2. Don't feel guilty.

  • If you want to spend Christmas Day sat in your PJ's eating chocolate and watching your favourite boxsets then do it, if you think going into work is the right thing to do, then do that.

  • Don't force yourself into doing anything you don't want to and don't let anyone else force you into doing something you don't want to do. If you don't fancy going on your works Christmas do or singing "Auld Lang Syne" with your neighbours, then don't do it.

3. Keep talking.

  • People mourn in different ways, so try and be respectful of others wants and wishes and talk openly about what is best and what you want and try and be sensitive to those wishes.

  • Try and make the decision as a family and come up with a plan that works for everyone.

4. Try a digital detox.

  • Technology is a wonderful thing, but sometimes it can be a bit overwhelming, whether it's a stream of messages from friends who are checking on you (which is lovely) to seeing pictures on Social Media of people with their families can sometimes get overwhelming.

  • Switch your phone off and to stop family and friends worrying tell them that's what you're doing, or arrange a time to chat to them on the day or at a later date when you feel ready.

5. Take it a Year at a Time.

  • You can celebrate Christmas however you want, so if immediately after your loved ones death, you don't feel like doing anything, then don't, but that might change as time goes on.

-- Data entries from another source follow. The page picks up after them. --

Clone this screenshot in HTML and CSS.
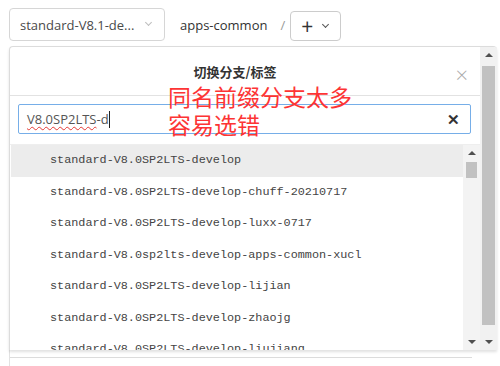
FILE: index.html
```html
<!DOCTYPE html>
<html lang="zh-CN">
<head>
    <meta charset="UTF-8">
    <title>切换分支/标签</title>
    <link rel="stylesheet" href="styles.css">
</head>
<body>
    <div class="page">
        <!-- Repo toolbar -->
        <div class="toolbar">
            <div class="branch-select">
                <span class="branch-name">standard-V8.1-de...</span>
                <span class="chevron light"></span>
            </div>
            <span class="repo-path">apps-common</span>
            <span class="path-sep">/</span>
            <div class="add-button">
                <span class="plus">+</span>
                <span class="chevron"></span>
            </div>
        </div>

        <!-- Branch switch dialog -->
        <div class="modal">
            <div class="modal-main">
                <div class="modal-header">
                    <span class="modal-title">切换分支/标签</span>
                    <span class="modal-close">&times;</span>
                </div>
                <div class="search-box">
                    <span class="search-text"><span class="misspelled">V8.0SP2LTS</span>-d</span><span class="caret"></span>
                    <span class="search-clear">&#x2715;</span>
                </div>
                <div class="list-row">
                    <ul class="branch-list">
                        <li class="branch-item active">standard-V8.0SP2LTS-develop</li>
                        <li class="branch-item">standard-V8.0SP2LTS-develop-chuff-20210717</li>
                        <li class="branch-item">standard-V8.0SP2LTS-develop-luxx-0717</li>
                        <li class="branch-item">standard-V8.0sp2lts-develop-apps-common-xucl</li>
                        <li class="branch-item">standard-V8.0SP2LTS-develop-lijian</li>
                        <li class="branch-item">standard-V8.0SP2LTS-develop-zhaojg</li>
                        <li class="branch-item">standard-V8.0SP2LTS-develop-liujiang</li>
                    </ul>
                    <div class="scrollbar inner">
                        <span class="arrow up"></span>
                        <div class="track"><div class="thumb small"></div></div>
                        <span class="arrow down"></span>
                    </div>
                </div>
            </div>
            <div class="scrollbar outer">
                <span class="arrow up"></span>
                <div class="track"><div class="thumb long"></div></div>
                <span class="arrow down"></span>
            </div>

            <div class="annotation">同名前缀分支太多<br>容易选错</div>
        </div>

        <div class="page-rest">
            <div class="page-rest-line"></div>
        </div>
    </div>
</body>
</html>
```

FILE: styles.css
```css
* {
    box-sizing: border-box;
    margin: 0;
    padding: 0;
}

body {
    font-family: 'Open Sans', 'Noto Sans CJK SC', sans-serif;
    background-color: #fff;
    color: #333;
    width: 500px;
    height: 366px;
    overflow: hidden;
}

.page {
    padding: 8px 0 0 9px;
}

.toolbar {
    display: flex;
    align-items: flex-end;
    height: 33px;
}

.branch-select {
    display: flex;
    align-items: center;
    justify-content: space-between;
    width: 156px;
    height: 33px;
    padding: 0 13px 0 10px;
    border: 1px solid #d6d6d6;
    border-radius: 4px;
    font-size: 13px;
    color: #4a4a4a;
}

.chevron {
    display: inline-block;
    width: 5px;
    height: 5px;
    border-right: 1.5px solid #555;
    border-bottom: 1.5px solid #555;
    transform: rotate(45deg);
    margin-top: -4px;
}

.chevron.light {
    border-color: #bdbdbd;
    border-width: 1px;
}

.repo-path {
    align-self: center;
    margin-left: 15px;
    font-size: 13px;
    color: #333;
}

.path-sep {
    align-self: center;
    margin-left: 13px;
    font-size: 13px;
    color: #999;
}

.add-button {
    display: flex;
    align-items: center;
    gap: 10px;
    height: 30px;
    width: 51px;
    margin-left: 5px;
    padding-left: 10px;
    border: 1px solid #ccc;
    border-radius: 4px;
}

.plus {
    font-size: 21px;
    line-height: 20px;
    color: #333;
}

.modal {
    position: relative;
    display: flex;
    width: 488px;
    height: 304px;
    margin-top: 5px;
    border: 1px solid #dcdcdc;
    border-bottom: none;
    border-right: none;
    border-radius: 4px 4px 0 0;
    box-shadow: 0 2px 3px rgba(0, 0, 0, 0.12);
    overflow: hidden;
}

.modal-main {
    width: 470px;
    display: flex;
    flex-direction: column;
}

.modal-header {
    position: relative;
    height: 49px;
    border-bottom: 1px solid #e2e2e2;
    display: flex;
    align-items: center;
    justify-content: center;
}

.modal-title {
    font-family: 'Noto Sans CJK SC', sans-serif;
    font-size: 13px;
    font-weight: bold;
    color: #333;
    margin-right: 20px;
}

.modal-close {
    position: absolute;
    right: 12px;
    top: 12px;
    font-size: 22px;
    font-weight: 300;
    color: #aaa;
}

.search-box {
    display: flex;
    align-items: center;
    width: 453px;
    height: 30px;
    margin: 8px 0 0 8px;
    padding: 0 10px 0 8px;
    border: 1px solid #76aee8;
    border-radius: 2px;
    font-size: 13px;
    color: #555;
}

.misspelled {
    text-decoration: underline wavy #e53935;
    text-decoration-thickness: 1px;
    text-underline-offset: 2px;
}

.caret {
    display: inline-block;
    width: 1px;
    height: 17px;
    background-color: #222;
}

.search-clear {
    margin-left: auto;
    font-size: 15px;
    font-weight: bold;
    color: #333;
}

.list-row {
    display: flex;
    margin-top: 10px;
    flex: 1;
    border-top: 1px solid #eee;
    min-height: 0;
}

.branch-list {
    list-style: none;
    width: 452px;
    margin-left: 1px;
    overflow: hidden;
}

.branch-item {
    height: 31.5px;
    line-height: 31px;
    padding-left: 39px;
    font-family: 'Liberation Mono', 'DejaVu Sans Mono', monospace;
    font-size: 11.8px;
    color: #444;
    white-space: nowrap;
}

.branch-item.active {
    background-color: #ececec;
}

.scrollbar {
    width: 17px;
    display: flex;
    flex-direction: column;
    align-items: center;
    background-color: #f1f1f1;
}

.scrollbar .track {
    flex: 1;
    width: 100%;
    padding: 0 2px;
}

.scrollbar .thumb {
    background-color: #c1c1c1;
}

.thumb.small {
    height: 16px;
    margin: 1px 1px 0;
}

.thumb.long {
    height: 259px;
    margin-top: 3px;
}

.arrow {
    width: 0;
    height: 0;
    border-left: 4px solid transparent;
    border-right: 4px solid transparent;
    margin: 6px 0;
}

.arrow.up {
    border-bottom: 4px solid #505050;
}

.arrow.down {
    border-top: 4px solid #505050;
}

.scrollbar.inner {
    background-color: #f3f3f3;
}

.annotation {
    position: absolute;
    left: 158px;
    top: 35px;
    font-family: 'Noto Sans CJK SC', sans-serif;
    font-size: 23px;
    line-height: 28px;
    color: #fd3434;
}

.page-rest {
    border-left: 1px solid #e2e2e2;
    height: 20px;
    padding-top: 7px;
}

.page-rest-line {
    width: 462px;
    border-top: 1px solid #dcdcdc;
}
```
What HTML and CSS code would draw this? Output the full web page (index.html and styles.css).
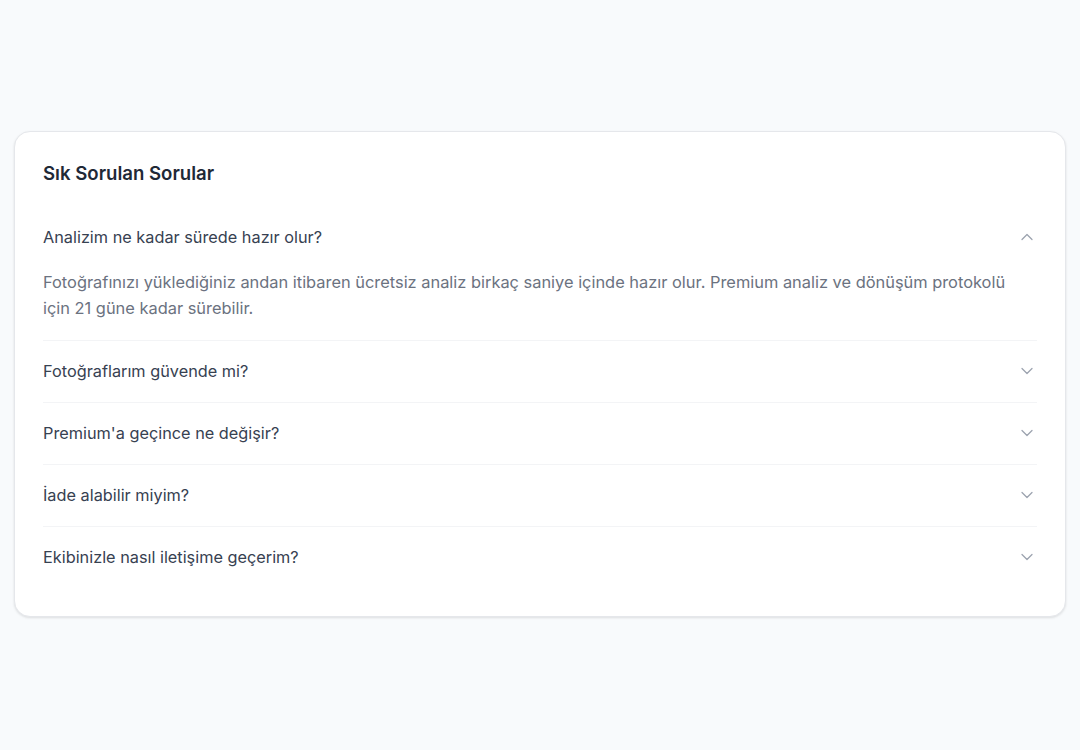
FILE: index.html
```html
<!DOCTYPE html>
<html lang="tr">
<head>
  <meta charset="UTF-8" />
  <meta name="viewport" content="width=device-width, initial-scale=1.0" />
  <title>Sık Sorulan Sorular</title>
  <link rel="stylesheet" href="styles.css">
</head>
<body>
  <main>
    <section class="faq-card">
      <h2>Sık Sorulan Sorular</h2>

      <div class="faq-item open">
        <button class="faq-question">
          <span>Analizim ne kadar sürede hazır olur?</span>
          <svg class="chevron" viewBox="0 0 24 24"><path d="M6 15l6-6 6 6" /></svg>
        </button>
        <p class="faq-answer">Fotoğrafınızı yüklediğiniz andan itibaren ücretsiz analiz birkaç saniye içinde hazır olur. Premium analiz ve dönüşüm protokolü için 21 güne kadar sürebilir.</p>
      </div>

      <div class="faq-item">
        <button class="faq-question">
          <span>Fotoğraflarım güvende mi?</span>
          <svg class="chevron" viewBox="0 0 24 24"><path d="M6 9l6 6 6-6" /></svg>
        </button>
      </div>

      <div class="faq-item">
        <button class="faq-question">
          <span>Premium'a geçince ne değişir?</span>
          <svg class="chevron" viewBox="0 0 24 24"><path d="M6 9l6 6 6-6" /></svg>
        </button>
      </div>

      <div class="faq-item">
        <button class="faq-question">
          <span>İade alabilir miyim?</span>
          <svg class="chevron" viewBox="0 0 24 24"><path d="M6 9l6 6 6-6" /></svg>
        </button>
      </div>

      <div class="faq-item">
        <button class="faq-question">
          <span>Ekibinizle nasıl iletişime geçerim?</span>
          <svg class="chevron" viewBox="0 0 24 24"><path d="M6 9l6 6 6-6" /></svg>
        </button>
      </div>
    </section>
  </main>
</body>
</html>
```

FILE: styles.css
```css
body {
  font-family: Inter, "Noto Sans", sans-serif;
  background: #f8fafc;
  margin: 0;
  color: #1f2937;
}
main {
  min-height: 100vh;
  display: flex;
  align-items: center;
  padding: 0 14px 2px;
  box-sizing: border-box;
}
.faq-card {
  flex: 1;
  background: #fff;
  border: 1px solid #e5e7eb;
  border-radius: 16px;
  padding: 28px;
  box-shadow: 0 1px 3px rgba(0,0,0,0.08), 0 1px 2px rgba(0,0,0,0.04);
}
.faq-card h2 {
  margin: 0 0 20px;
  font-size: 18.6px;
  line-height: 26px;
  font-weight: 600;
  color: #1f2937;
}
.faq-item {
  border-bottom: 1px solid #f3f4f6;
}
.faq-item:last-child {
  border-bottom: none;
}
.faq-question {
  display: flex;
  width: 100%;
  align-items: center;
  justify-content: space-between;
  padding: 18.5px 0;
  background: none;
  border: none;
  font: inherit;
  font-size: 16.3px;
  line-height: 24px;
  color: #374151;
  text-align: left;
  cursor: pointer;
}
.chevron {
  width: 20px;
  height: 20px;
  fill: none;
  stroke: #9ca3af;
  stroke-width: 1.5;
  stroke-linecap: round;
  stroke-linejoin: round;
}
.faq-answer {
  margin: 0;
  padding: 1.5px 16px 19px 0;
  font-size: 16.4px;
  line-height: 26px;
  color: #6b7280;
}
```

  • It might be the following year, you do feel like putting up your decorations or having people over then do it and don't feel guilty. Just go with how you feel at the time.


I can only speak from my experience, but I am by no means an expert and for some people, grief can be a debilitating emotion. Please, if you feel you need to speak to a professional, then there are a number of places you can get help. You could speak to your GP, or contact, The Good Grief Trust, Cruse Bereavement Care, Child Bereavement UK or The Samaritans.